By: Soraya Ferdman
Not every “political” social media account run by a public official is a public forum, a three-judge panel for the United States Court of Appeals for the Eighth Circuit ruled on January 27th. The case involves a Missouri state legislator who was sued by her political opponent after she blocked him from her Twitter account.
“The Twitter page of a political candidate does not convert itself into an official page just because the candidate chooses a handle that reflects the office she is pursuing … or because she posts a photo of herself working at the job she was elected to perform and hopes to be elected to perform again,” Judge Richard S. Arnold wrote on behalf of the 2-1 majority.
Missouri state representative Cheri Toalson Reisch blocked her political opponent Mike Campbell after he retweeted a post criticizing her. Though Reisch had opened the account before she was elected to public office, Campbell argued that it bore the typical “trappings” of an official account including posts about legislation she supported, and pictures of herself on the House floor. In 2019, the District Court ruled in favor of Campbell and found that Reisch had violated his First Amendment rights when she blocked him from her Twitter account.
Judge Arnold upheld the fundamental principle established by the Fourth Circuit in Davison v. Randall and the Second Circuit in Knight v. Trump: a public official who uses a personal social media account for official purposes has opened a public forum and cannot, consistent with the First Amendment, block users from accessing their feed. But, he did not agree with the lower court that Reisch had used her Twitter account for official purposes. Here, Judge Arnold drew a distinction between a government account and a campaign account, and noted that a political candidate is a private actor.
“A private account can turn into a governmental one if it becomes an organ of official business, but that is not what happened here. The overall theme of Reisch’s tweets—that she’s the right person for the job—largely remained the same after her electoral victory. Her messages frequently harkened back to promises she made on the campaign trail, and she touted her success in fulfilling those promises and in her performance as a legislator, often with the same or similar hashtags as the ones she used while a candidate. So it seems to us that Reisch used the account in the main to promote herself and position herself for more electoral success down the road—a conclusion supported by the campaign-related tweet that led to this litigation. We acknowledge that she occasionally used the account to provide updates on where certain bills were in the legislative process or the effect certain recently enacted laws had had on the state. But tweets like these are fully consistent with Reisch using the account to tout her record because they show voters that she was actively advancing her legislative agenda and fulfilling campaign promises. They also revealed where she stood on relevant political issues. In sum, her post-election use of the account is too similar to her pre-election use to suggest that it had morphed into something altogether different.”
Judge Arnold wrote that Reisch’s account was “fundamentally different from the accounts at issue in Trump and Davison,” which were indisputably official.

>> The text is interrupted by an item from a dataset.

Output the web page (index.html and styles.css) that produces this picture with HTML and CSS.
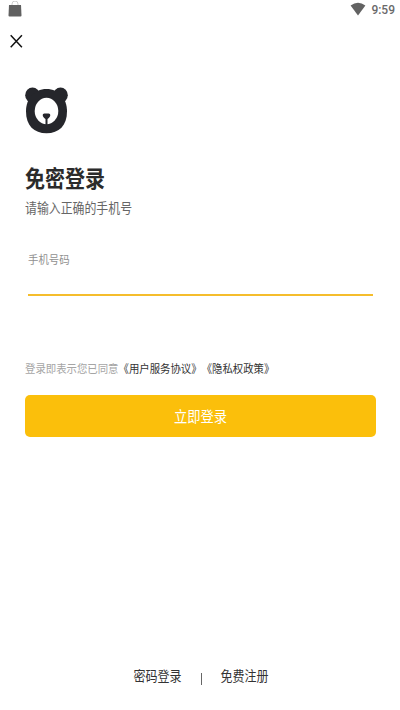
FILE: index.html
```html
<!DOCTYPE html>
<html lang="zh-CN">
<head>
<meta charset="utf-8">
<title>免密登录</title>
<link rel="stylesheet" href="styles.css">
</head>
<body>
<header class="status">
  <svg class="bag" width="14" height="16" viewBox="0 0 14 16"><path d="M4 4V3a3 3 0 0 1 6 0v1" fill="none" stroke="#ccc" stroke-width="1"/><path d="M1 4h12l.5 10.500q0 1-1 1H1.500q-1 0-1-1z" fill="#606060"/></svg>
  <div class="status-right">
    <svg width="16" height="14" viewBox="0 0 16 14"><path d="M.6 3.600Q8-2 15.400 3.600L8 13.500z" fill="#626262"/></svg>
    <span class="clock">9:59</span>
  </div>
</header>
<button class="close" aria-label="关闭"><svg width="14" height="14" viewBox="0 0 14 14"><path d="M1.700 1.200l11.200 12M12.900 1.200L1.700 13.200" fill="none" stroke="#111" stroke-width="1.500"/></svg></button>
<main class="login">
  <svg class="logo" width="44" height="47" viewBox="0 0 44 47">
    <g fill="#25262b"><ellipse cx="7.500" cy="8.200" rx="7.300" ry="7.600"/><ellipse cx="35.500" cy="8.200" rx="7.300" ry="7.600"/><path d="M21.500 2C34 2 42 11.500 42 24.500C42 38.500 34 46.300 21.500 46.300S1 38.500 1 24.500C1 11.500 9 2 21.500 2z"/></g>
    <ellipse cx="21.500" cy="24" rx="11.800" ry="13.200" fill="#fff"/>
    <path d="M19.300 26.500h4.400q1.600 0 1.600 1.500c0 1.700-1.400 3-2.800 3.900v6h-2v-6c-1.400-.9-2.800-2.200-2.800-3.900q0-1.500 1.600-1.500z" fill="#25262b"/>
  </svg>
  <h1 class="title">免密登录</h1>
  <p class="subtitle">请输入正确的手机号</p>
  <div class="field"><span class="tall">手机号码</span></div>
  <p class="terms">登录即表示您已同意<span class="link">《用户服务协议》《隐私权政策》</span></p>
  <button class="submit"><span class="tall">立即登录</span></button>
</main>
<footer class="footer"><span class="tall">密码登录</span><i class="divider"></i><span class="tall">免费注册</span></footer>
</body>
</html>
```
FILE: styles.css
```css
* { box-sizing: border-box; }
body {
  margin: 0;
  width: 400px;
  height: 710px;
  display: flex;
  flex-direction: column;
  overflow: hidden;
  background: #fff;
  color: #333;
  font-family: Roboto, "Noto Sans CJK SC", sans-serif;
}
button { border: 0; padding: 0; background: none; font-family: inherit; }
svg { display: block; flex: none; }
.status {
  height: 20px;
  padding: 1px 5px 0 8px;
  display: flex;
  justify-content: space-between;
}
.status-right { display: flex; gap: 5px; padding-top: 1px; }
.clock {
  font-size: 12px;
  line-height: 16px;
  font-weight: 500;
  color: #6a6a6a;
  transform: scaleY(1.12);
}
.close { width: 14px; height: 14px; margin: 14px 0 0 9px; }
.login {
  flex: 1;
  display: flex;
  flex-direction: column;
  padding: 39px 24px 0 25px;
}
.title, .subtitle, .terms, .tall { transform: scaleY(1.12); }
.title {
  margin: 30px 0 0;
  font-size: 20px;
  line-height: 30px;
  font-weight: 700;
  color: #2b2b2b;
}
.subtitle {
  margin: 5px 0 0;
  font-size: 11.9px;
  line-height: 20px;
  color: #666;
}
.field {
  display: flex;
  align-items: flex-start;
  height: 45px;
  margin: 32px 3px 0;
  border-bottom: 2px solid #f5bd2c;
  font-size: 10.4px;
  line-height: 20px;
  color: #909090;
}
.terms {
  margin: 64px 0 0;
  font-size: 10.4px;
  line-height: 20px;
  color: #a5a5a5;
  white-space: nowrap;
  text-spacing-trim: space-all;
}
.link { color: #333; }
.submit {
  height: 42px;
  margin-top: 15px;
  padding-bottom: 2px;
  border-radius: 5px;
  background: #fbbf0b;
  color: #fff;
  font-size: 13.3px;
}
.submit .tall { display: inline-block; }
.footer {
  display: flex;
  align-items: center;
  justify-content: center;
  height: 20px;
  margin: 0 0 23px 2px;
  font-size: 12px;
  line-height: 20px;
}
.divider { width: 1px; height: 12px; margin: 3px 19px 0; background: #666; }
```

“For one thing, official governmental activity was conducted on those accounts, whether it was President Trump announcing an appointee or conducting foreign affairs, or Chairwoman Randall coordinating her county’s response to a blizzard. Even if Reisch’s official duties as a representative extend beyond voting or participating in committee meetings and include things like communicating with constituents about legislation, her sporadic engagement in these activities does not overshadow what we believe was quite clearly an effort to emphasize her suitability for public office.”

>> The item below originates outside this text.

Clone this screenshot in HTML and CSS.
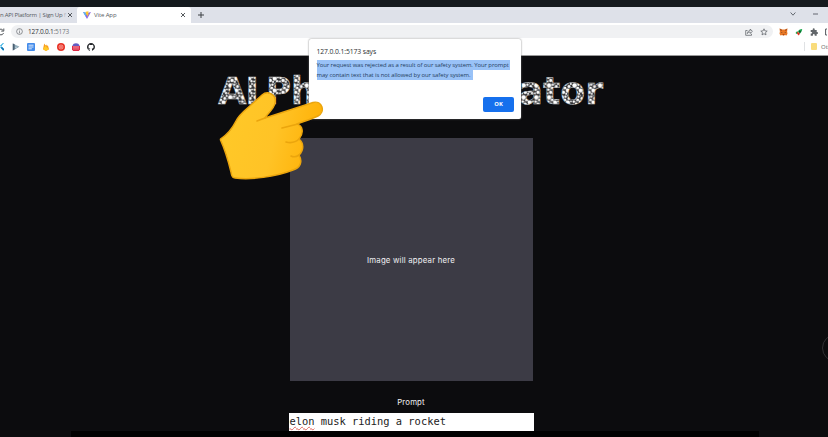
FILE: index.html
```html
<!DOCTYPE html>
<html lang="en">
<head>
<meta charset="utf-8">
<title>Vite App</title>
<link rel="stylesheet" href="styles.css">
</head>
<body>
<div class="screen">
  <header class="browser">
    <div class="tabs">
      <div class="tab tab-back"><span class="tab-cut">n API Platform | Sign Up <i>f</i></span><svg class="close" viewBox="0 0 6 6"><path d="M1 1l4 4M5 1L1 5"/></svg></div>
      <div class="tab tab-active">
        <svg class="vite" viewBox="0 0 8 8"><path fill="#8b68e8" d="M0 1l4 7 4-7-4 1z"/><path fill="#55b8ef" d="M0 1l3 5-.2-4.5z"/><path fill="#ffc52c" d="M2.7.8L5.6.2 5 2.5l1 .1L4 6l.2-2.4-1.2.2z"/></svg>
        <span class="tab-title">Vite App</span>
        <svg class="close" viewBox="0 0 6 6"><path d="M1 1l4 4M5 1L1 5"/></svg>
      </div>
      <svg class="plus" viewBox="0 0 6 6"><path d="M3 0v6M0 3h6"/></svg>
      <div class="window-controls">
        <svg width="6" height="6" viewBox="0 0 6 6"><path d="M.6 1.5L3 4.2l2.4-2.7"/></svg>
        <svg width="5" height="6" viewBox="0 0 5 6"><path d="M0 3h5"/></svg>
      </div>
    </div>
    <div class="toolbar">
      <svg class="reload" viewBox="0 0 5 8"><path d="M0 1.2A3 3 0 0 1 3.2 2.6M0 6.8A3 3 0 0 0 3.6 5M3.8.5v2.6H1.200"/></svg>
      <div class="address">
        <svg class="info" viewBox="0 0 8 8"><circle cx="4" cy="4" r="3.3"/><path d="M4 3.600v2.400M4 1.900v.9"/></svg>
        <span class="url">127.0.0.1<i>:5173</i></span>
        <svg class="share" viewBox="0 0 8 8"><path d="M2.5 2.5H.7v4.800h5.800V5.800M2.300 5.600C2.500 3.400 4 2.500 5.200 2.500V1l2.200 2.400-2.200 2V4C4 4 3 4.400 2.300 5.600z"/></svg>
        <svg class="star" viewBox="0 0 8 8"><path d="M4 .8l.9 2.100 2.300.2-1.700 1.500.5 2.300-2-1.200-2 1.200.5-2.300L.8 3.100l2.300-.2z"/></svg>
      </div>
      <div class="extensions">
        <svg width="9" height="8" viewBox="0 0 9 8"><path fill="#e97825" d="M.5.4l2.5 1h3l2.5-1-.4 3.2.4 2.2-.9 1.7-2-.5-.6.6H4l-.6-.6-2 .5-.9-1.7.4-2.2z"/><path fill="#a64a19" d="M.7.6l2.5 1.3L2 3.2zM8.3.6L5.8 1.9 7 3.2zM3.7 6h1.6v1.2H3.7z"/><path fill="#333" d="M2.3 4.1l1.2.6-.9.2zM6.7 4.1l-1.2.6.9.2z"/></svg>
        <svg width="8" height="8" viewBox="0 0 8 8"><path fill="#16a64a" d="M.5 5L2.2 3l1 2-1.4 1zM3 3.2C4 1.6 5.5 1 7.2.9 7 3 6.2 4.5 4.5 6z"/><path fill="#df3422" d="M2.6 3.5L5 5.8 3.6 7.5 2 5.6z"/><path fill="#152725" d="M4 2.8l1.8.1-1 2z"/></svg>
        <svg width="8" height="8" viewBox="0 0 8 8"><path fill="#62666a" d="M.7 2h2V1.2a1 1 0 0 1 2 0V2h2v2h.4a1 1 0 0 1 0 2h-.4v1.8h-2V7a.9.9 0 0 0-1.8 0v.8H.7V5.6h.7a.8.8 0 0 0 0-1.6H.7z"/></svg>
        <svg width="2" height="8" viewBox="0 0 2 8"><path fill="none" stroke="#55595e" d="M2 1H.6v6H2"/></svg>
      </div>
    </div>
    <div class="bookmarks">
      <svg width="4" height="8" viewBox="0 0 4 8"><path fill="#25a9e0" d="M3 0h1L1 3.4 0 2.7zM0 4.1l1.7-.6L4 6v1.6H2.8z"/><path fill="#176eac" d="M1 5l1-1 2 2v1H3z"/></svg>
      <svg width="8" height="8" viewBox="0 0 8 8"><path fill="#8199a8" d="M.8.4L7.4 3.7.8 7.6z"/><path fill="#4a6072" d="M.8.4l1.700.8v5.400L.8 7.6z"/><path stroke="#c7e3ed" stroke-width=".6" d="M3 3h3M3 4.5h2"/></svg>
      <svg width="8" height="8" viewBox="0 0 8 8"><rect width="8" height="8" rx="1" fill="#438bea"/><path stroke="#fff" stroke-width=".8" d="M1.5 2.2h5M1.5 4h5M1.5 5.8h3.3"/></svg>
      <svg width="8" height="8" viewBox="0 0 8 8"><path fill="#f99d1c" d="M1 6.3L2.2.5l1.4 2 .7-1 .7 1.5.9-.8L7 6.3 4 8z"/><path fill="#ffc928" d="M1 6.3l2.4-3.5L7 6.3 4 8z"/></svg>
      <svg width="8" height="8" viewBox="0 0 8 8"><circle cx="4" cy="4" r="4" fill="#e83226"/><circle cx="4" cy="4" r="2" fill="none" stroke="#ffd7d2" stroke-width=".6"/><circle cx="4" cy="4" r=".8" fill="#ffd7d2"/></svg>
      <svg width="8" height="8" viewBox="0 0 8 8"><path fill="#625cc2" d="M.3 3C1 .8 2.2.2 4 .2S7 .8 7.7 3z"/><path fill="#dc2945" d="M0 3h8v3.4L6.8 8H1.2L0 6.4z"/><path stroke="#ffd8d9" stroke-width=".7" d="M1 4h6M2 5.2v1.4M4 5.2v1.4M6 5.2v1.4"/></svg>
      <svg width="8" height="8" viewBox="0 0 16 16"><path fill="#202327" d="M8 0C3.58 0 0 3.58 0 8c0 3.54 2.29 6.53 5.47 7.59.4.07.55-.17.55-.38v-1.49c-2.01.37-2.53-.49-2.69-.94-.09-.23-.48-.94-.82-1.13-.28-.15-.68-.52-.01-.53.63-.01 1.08.58 1.23.82.72 1.21 1.87.87 2.33.66.07-.52.28-.87.51-1.07-1.78-.2-3.64-.89-3.64-3.95 0-.87.31-1.59.82-2.15-.08-.2-.36-1.02.08-2.12 0 0 .67-.21 2.2.82a7.5 7.5 0 0 1 4 0c1.53-1.04 2.2-.82 2.2-.82.44 1.1.16 1.92.08 2.12.51.56.82 1.27.82 2.15 0 3.07-1.87 3.75-3.65 3.95.29.25.54.73.54 1.48v2.2c0 .21.15.46.55.38A8 8 0 0 0 16 8c0-4.42-3.58-8-8-8z"/></svg>
      <div class="other"><b></b><span>Other</span></div>
    </div>
  </header>

  <main class="page">
    <svg class="title" width="392" height="40" viewBox="0 0 392 40" role="heading" aria-label="AI Photo Generator">
      <defs><pattern id="pebbles" width="15" height="14" patternUnits="userSpaceOnUse" patternTransform="scale(.85)">
        <rect width="15" height="14" fill="#29292b"/>
        <g fill="#fff"><circle cx="3" cy="3" r="2.7"/><circle cx="7.5" cy="2" r="1.4"/><circle cx="11.5" cy="4" r="1.8"/><circle cx="6.7" cy="6" r="1.7"/><circle cx="2" cy="8" r="1.5"/><circle cx="10.2" cy="9" r="2.500"/><circle cx="5" cy="11" r="2"/><circle cx="13.800" cy="7.7" r="1.1"/><circle cx="13.700" cy="1.300" r="1.2"/><circle cx="1.300" cy="12.300" r="1.2"/><circle cx="8.300" cy="12.700" r="1.2"/><circle cx="13" cy="12" r="1.4"/><circle cx="4.500" cy="8" r=".7"/><circle cx="10" cy="1" r=".8"/></g>
      </pattern></defs>
      <g class="title-text"><text x="3" y="33" textLength="41" lengthAdjust="spacing">AI</text><text x="51" y="33" textLength="113" lengthAdjust="spacingAndGlyphs">Photo</text><text x="181" y="33" textLength="207" lengthAdjust="spacingAndGlyphs">Generator</text></g>
    </svg>
    <section class="preview"><span>Image will appear here</span></section>
    <label class="prompt-label" for="prompt">Prompt</label>
    <div class="prompt-input" id="prompt"><u>elon</u> musk riding a rocket</div>
  </main>

  <section class="dialog" role="dialog">
    <h2>127.0.0.1:5173 says</h2>
    <p><mark class="line-one">Your request was rejected as a result of our safety system. Your prompt</mark><mark class="line-two">may contain text that is not allowed by our safety system.</mark></p>
    <button>OK</button>
  </section>

  <svg class="hand" width="112" height="96" viewBox="0 0 112 96">
    <defs><linearGradient id="skin" x1="0" y1="0.3" x2="1" y2="0.5"><stop offset="0" stop-color="#ffc928"/><stop offset=".55" stop-color="#ffc326"/><stop offset="1" stop-color="#ffb005"/></linearGradient></defs>
    <path fill="url(#skin)" stroke="#eba50d" stroke-width="1.500" stroke-linejoin="round" d="M5.500 53C13 48 17 43 21 35C25 27 32 23 37 18L47 9C53 4 62 9 60 17C59 23 53 27 50 32L98 16.500C107 14 111 26 103 30C97 33 90 35 82 38C88 40 89 47 84 53C89 57 89 64 84 69C88 76 85 82 78 84C60 91 36 94 20 92C16.500 92 16.500 89 16 86C13 74 11 66 5.500 54Z"/>
    <path fill="none" stroke="#eba50d" stroke-width="1.600" stroke-linecap="round" d="M50 32L42 35M83 38L67 42M84 53Q79 58 71 56M84 69Q80 72 76 70"/>
  </svg>
  <div class="edge-circle"></div>
  <div class="bottom-strip"></div>
</div>
</body>
</html>
```
FILE: styles.css
```css
* { box-sizing: border-box; }
body { margin: 0; background: #0c0c0e; font-family: "Open Sans", sans-serif; }
svg { display: block; flex: none; }
i { font-style: normal; }
.screen { position: relative; width: 828px; height: 437px; overflow: hidden; background: #0c0c0e; }
.browser { height: 56px; padding-top: 7px; background: #14191d; border-bottom: 1px solid #999; }
.tabs { display: flex; height: 16px; background: #dee1e9; }
.tab { display: flex; align-items: center; font-size: 6px; color: #555a61; white-space: nowrap; }
.tab-back { width: 77px; padding-right: 4px; justify-content: space-between; }
.tab-cut { width: 64px; letter-spacing: -.23px; }
.tab-cut i { opacity: .35; }
.close { width: 6px; height: 6px; fill: none; stroke: #44484d; stroke-width: .9; }
.tab-active { width: 114px; padding: 0 5px 0 6px; background: #fff; border-radius: 3px 3px 0 0; }
.vite { width: 8px; height: 8px; margin-right: 3px; }
.tab-title { flex: 1; letter-spacing: -.1px; }
.plus { width: 6px; height: 6px; margin: 5px 0 0 7px; stroke: #3c4045; stroke-width: 1; }
.window-controls { display: flex; gap: 17px; margin: 4px 10px 0 auto; }
.window-controls svg { fill: none; stroke: #555a62; stroke-width: .9; }
.toolbar { display: flex; align-items: center; height: 16px; background: #fff; padding-top: 1px; }
.reload { width: 5px; height: 8px; fill: none; stroke: #55595e; stroke-width: 1; }
.address { display: flex; align-items: center; width: 762px; height: 13px; margin-left: 6px; padding: 0 5px 0 5px; border-radius: 7px; background: #f0f1f3; }
.info, .share, .star { width: 8px; height: 8px; fill: none; stroke: #666a6f; stroke-width: .8; }
.info { width: 7px; height: 7px; }
.share { margin-right: 1px; }
.url { flex: 1; margin-left: 5px; font-size: 6.5px; line-height: 9px; color: #303338; letter-spacing: -.22px; }
.url i { color: #74777c; }
.star { margin-left: 6px; }
.extensions { display: flex; align-items: center; gap: 7px; margin-left: 6px; }
.bookmarks { display: flex; align-items: center; gap: 7px; height: 16px; padding-bottom: 1px; background: #fff; }
.bookmarks > svg:first-child { margin-right: 1px; }
.other { display: flex; align-items: center; gap: 4px; height: 9px; width: 24px; overflow: hidden; margin-left: auto; padding-left: 6px; border-left: 1px solid #e0e2e4; font-size: 6px; color: #666; }
.other b { flex: none; width: 6px; height: 7px; border-radius: 1px; background: #f9dc7c; }
.page { display: flex; flex-direction: column; align-items: center; width: 822px; height: 381px; padding-top: 15px; }
.title { flex: none; }
.title-text { font: 700 37px "DejaVu Sans", sans-serif; fill: url(#pebbles); stroke: #ccc; stroke-width: .4; }
.preview { display: flex; flex: none; align-items: center; justify-content: center; width: 243px; height: 243px; margin-top: 27px; background: #3c3b45; color: #f0f0f2; font: 7.8px Inter, sans-serif; }
.preview span { letter-spacing: .2px; }
.prompt-label { margin-top: 16px; height: 11px; font: 7.8px/11px Inter, sans-serif; letter-spacing: .15px; color: #f0f0f2; }
.prompt-input { width: 245px; height: 18px; margin-top: 5px; padding-left: 1px; background: #fff; color: #222; font: 10.4px/16px "DejaVu Sans Mono", monospace; white-space: pre; }
.prompt-input u { text-decoration: underline wavy #df655e .6px; text-underline-offset: 1px; text-decoration-skip-ink: none; }
.dialog { position: absolute; left: 309px; top: 39px; width: 212px; height: 80px; padding: 8px 7.500px; border-radius: 2px; background: #fff; box-shadow: 0 0 2px #777; }
.dialog h2 { margin: 0; font-size: 6.8px; line-height: 10px; font-weight: 400; letter-spacing: -.1px; color: #2c2f33; }
.dialog p { margin: 3px 0 0; font-size: 5.9px; line-height: 10px; white-space: nowrap; color: #243d60; }
.dialog mark { display: block; height: 10px; background: #99c2f7; color: inherit; letter-spacing: -.06px; }
.line-one { width: 193px; }
.line-two { width: 156px; }
.dialog button { display: block; width: 31px; height: 15px; margin: 17px 0 0 166.500px; padding: 0; border: 0; border-radius: 2px; background: #1670ed; color: #fff; font: 700 5.8px/15px "Open Sans", sans-serif; }
.hand { position: absolute; left: 215px; top: 86px; }
.edge-circle { position: absolute; left: 822px; top: 334px; width: 28px; height: 28px; border: 1px solid #303033; border-radius: 50%; }
.bottom-strip { position: absolute; left: 71px; top: 431px; width: 688px; height: 6px; background: #000; }
```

Judge Louise Kelly, who wrote a dissent, argued that trying to distinguish between campaign speech and official speech was too challenging, as the two are often intertwined.

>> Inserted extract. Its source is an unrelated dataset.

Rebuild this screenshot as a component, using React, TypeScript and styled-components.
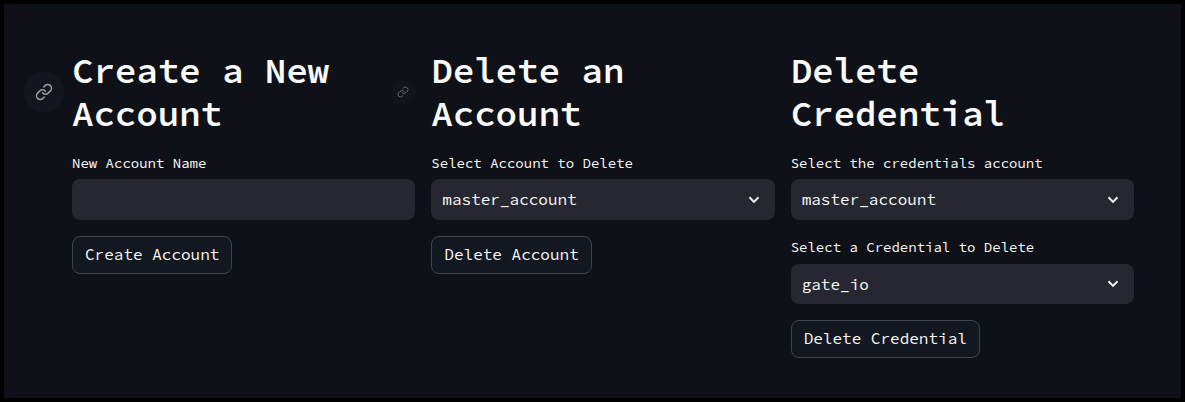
import React from "react";
import styled, { createGlobalStyle } from "styled-components";

const GlobalStyle = createGlobalStyle`
  *, *::before, *::after { box-sizing: border-box; }
  body {
    margin: 0;
    background: #000;
    color: #fafafa;
    font-family: "Source Code Pro", "DejaVu Sans Mono", monospace;
  }
`;

const Page = styled.main`
  height: 402px;
  border: 4px solid #000;
  background: #0e1117;
  padding: 28.8px 47px 0 68px;
  display: grid;
  grid-template-columns: repeat(3, minmax(0, 1fr));
  gap: 16px;
  align-items: start;
`;

const Column = styled.section`
  display: flex;
  flex-direction: column;
  align-items: flex-start;
`;

const Heading = styled.h2`
  position: relative;
  margin: 0;
  padding: 16px 0 15.8px;
  width: 100%;
  font-size: 36px;
  font-weight: 600;
  line-height: 43.2px;
  letter-spacing: -0.18px;
`;

const Anchor = styled.a<{ $size: number; $opacity: number }>`
  position: absolute;
  left: -28px;
  top: 59.2px;
  width: ${(p) => p.$size}px;
  height: ${(p) => p.$size}px;
  transform: translate(-50%, -50%);
  display: flex;
  align-items: center;
  justify-content: center;
  border-radius: 50%;
  background: rgba(23, 27, 36, ${(p) => p.$opacity});
  color: rgba(250, 250, 250, ${(p) => p.$opacity});
`;

const Label = styled.label`
  height: 24px;
  margin-bottom: 4.2px;
  font-size: 14px;
  line-height: 24px;
  white-space: nowrap;
`;

const fieldSurface = `
  width: 100%;
  height: 40.4px;
  margin-bottom: 15.8px;
  border: 0;
  border-radius: 8px;
  background: #262730;
  color: #fafafa;
`;

const TextInput = styled.input`
  ${fieldSurface}
  padding: 0 12px;
  outline: none;
  font: inherit;
`;

const Select = styled.div`
  ${fieldSurface}
  display: flex;
  align-items: center;
  justify-content: space-between;
  padding: 0 11px;
  font-size: 16px;
  line-height: 24px;

  svg {
    margin-top: 0.8px;
  }
`;

const Button = styled.button`
  height: 38.4px;
  margin: 0.2px 0 0;
  padding: 0 12px;
  border: 1px solid #41444c;
  border-radius: 8px;
  background: #131720;
  color: #fafafa;
  font-family: inherit;
  font-size: 16px;
  line-height: 25.6px;
  white-space: nowrap;
`;

function LinkIcon({ size }: { size: number }) {
  return (
    <svg width={size} height={size} viewBox="0 0 24 24" fill="none" stroke="currentColor" strokeWidth="2" strokeLinecap="round" strokeLinejoin="round">
      <path d="M10 13a5 5 0 0 0 7.54.54l3-3a5 5 0 0 0-7.07-7.07l-1.72 1.71" />
      <path d="M14 11a5 5 0 0 0-7.54-.54l-3 3a5 5 0 0 0 7.07 7.07l1.71-1.71" />
    </svg>
  );
}

function Chevron() {
  return (
    <svg width="20" height="20" viewBox="0 0 24 24" fill="currentColor">
      <path d="M16.59 8.2 12 12.77 7.41 8.2 6 9.6l6 6 6-6z" stroke="currentColor" strokeWidth="0.5" />
    </svg>
  );
}

function SelectField({ label, value }: { label: string; value: string }) {
  return (
    <>
      <Label>{label}</Label>
      <Select role="combobox" aria-label={label}>
        <span>{value}</span>
        <Chevron />
      </Select>
    </>
  );
}

export default function App() {
  return (
    <>
      <GlobalStyle />
      <Page>
        <Column>
          <Heading>
            <Anchor $size={40} $opacity={0.6}><LinkIcon size={18} /></Anchor>
            Create a New<br />Account
          </Heading>
          <Label htmlFor="account-name">New Account Name</Label>
          <TextInput id="account-name" />
          <Button>Create Account</Button>
        </Column>
        <Column>
          <Heading>
            <Anchor $size={24} $opacity={0.35}><LinkIcon size={12} /></Anchor>
            Delete an<br />Account
          </Heading>
          <SelectField label="Select Account to Delete" value="master_account" />
          <Button>Delete Account</Button>
        </Column>
        <Column>
          <Heading>Delete<br />Credential</Heading>
          <SelectField label="Select the credentials account" value="master_account" />
          <SelectField label="Select a Credential to Delete" value="gate_io" />
          <Button>Delete Credential</Button>
        </Column>
      </Page>
    </>
  );
}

“The court characterizes Reisch’s tweets as merely ‘show[ing] voters that she was . . . fulfilling campaign promises.’ And it is true that public officials acting purely in pursuit of personal interests do not do so ‘under color of state law.’ This does not mean, however, that an official whose challenged conduct is closely related to her official responsibilities cannot act ‘under color of state law’ simply because her actions simultaneously further personal goals or motives. Indeed, it seems that the statements of lawmakers carrying out their official duty to communicate information to constituents will very often harken back to some campaign promise or another, so this factor does not merit the outsized importance the court places on it today.”